Affordable uncapped Internet gives people access to a wealth of freely available educational resources on platforms like YouTube, where children can get learning support for schoolwork, and anyone can learn new skills from experts sharing their knowledge.
Uys said that South Africa’s fibre history also shows that when one player starts investing in an area, it creates a flood of competition.
Vumatel is already seeing competitors like Openserve, Metrofibre, and Frogfoot launching in townships, as well as a proliferation of smaller operators like eKasi fibre, Illitha, and Isizwe.
Increasing the investment in those areas will further spur investments from competitors, Uys argues.

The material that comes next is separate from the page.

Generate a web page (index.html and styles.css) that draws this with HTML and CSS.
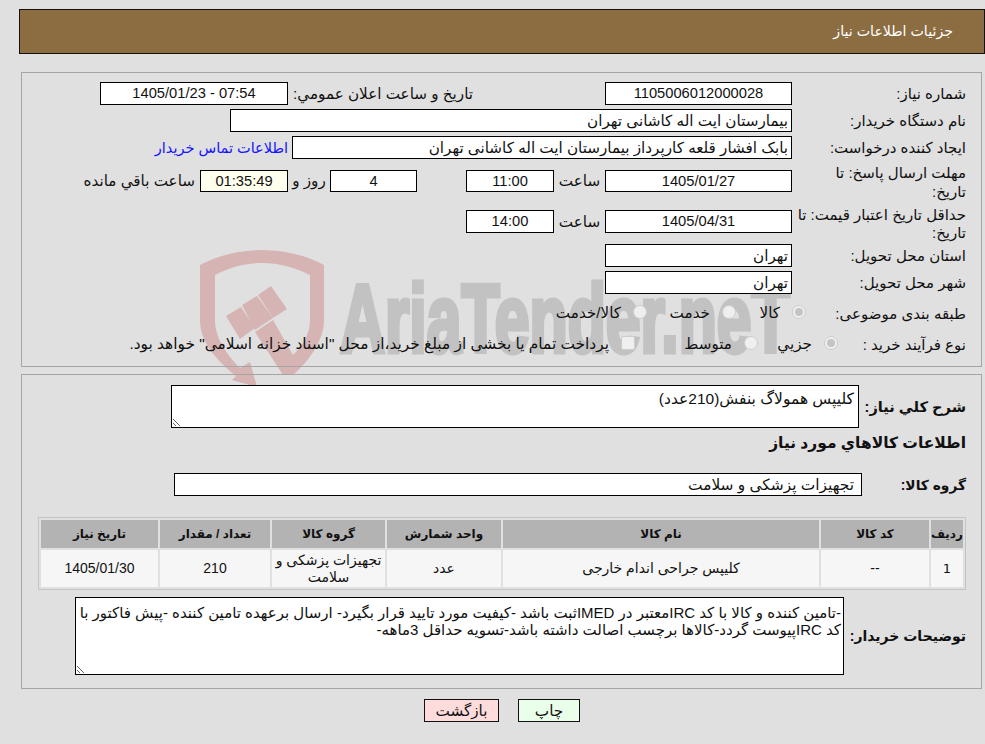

He also said it’s incorrect to think that Vodacom would not roll 5G to lower-income areas where Maziv has fibre and vice-versa.
“Vodacom will only be a 30% shareholder [with the option of increasing to 40%],” Uys explained.
“The other 70% of shareholders will want Maziv to compete.”
Similarly, Vodacom has shareholders who want the company to sell services to as many people as possible — not to mention the conditions attached to its recently-acquired spectrum licences.
Uys said Vodacom was also willing to provide the Competition Commission with additional coverage guarantees for lower-income and underserved communities.
Regarding when the Competition Tribunal will hear the case, Uys said that within ten days of the Commission’s recommendation, they must have the first meeting where the panel at the Tribunal will be announced.
“It could take long because there could once again be lots of people raising issues, which we will then address,” Uys stated.
“But those will be addressed in a much more interactive formal way — like being in court — you will have a chance to almost negotiate something until everyone is happy.”
As for what the chances are that the Competition Tribunal will go against a recommendation from the Commission, Uys’ co-director on the Remgro investment portfolio, Craig Caesar, said it does happen.
“There have been nine to ten such cases, of which two were large mergers,” Caesar said.